A glance at Luke (12:21) further underpins this interpretation; “The Kingdom of God is within you. John (4:16) reiterates; “He who abides in love abides in God, and God in him.” This is very much in line with the Simorgh’s own words; “…all who come before My splendour see themselves, their own reality.”

The viewing of religion in a material sense necessitates that God be a bearded man in the sky. Yet, Sufism, and the rethinking of scripture under a Sufi light, proposes that God is God but also is the metaphysical soul, the higher consciousness that resides within each of us, that part of us which exudes love, kindness and compassion – a difficult notion to grasp in a world where science is tasked with separating what is and what is not.


“how is it true, that ‘we’ is not distinguished here from ‘you’?”

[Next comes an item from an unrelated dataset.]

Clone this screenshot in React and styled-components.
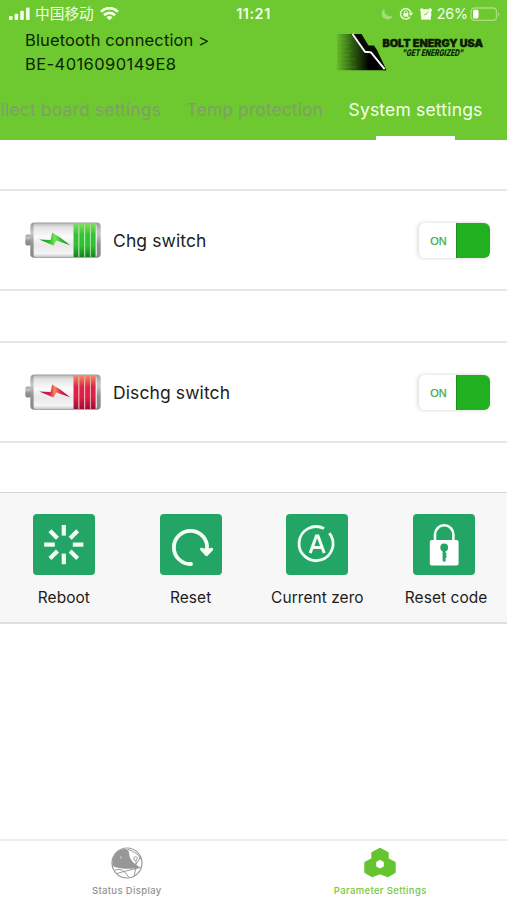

Surely, no one object can also be another? At a glance, this appears true. But intellectualism and logic do have their limitations and one must, in some instances, look to absurdity for understanding in spiritual matters. As water resides within a vessel, perhaps the divine resides in us. That does not make us a meaningless piece of pottery. After all, the water would not be contained in the shape it is without the vessel. Thus, the pot and the water it contains are one, but also separate. For, neither would be the same without the other. Now, this is not a case of idolatry or focusing worship on humans. It is rather an acknowledgement of the deep, unifying trace of the divine which flows through every living thing. Its most common manifestation, which we as humans understand, is love; a universally powerful, infinite force that cloaks every inch of the universe – That sounds a lot like God to me.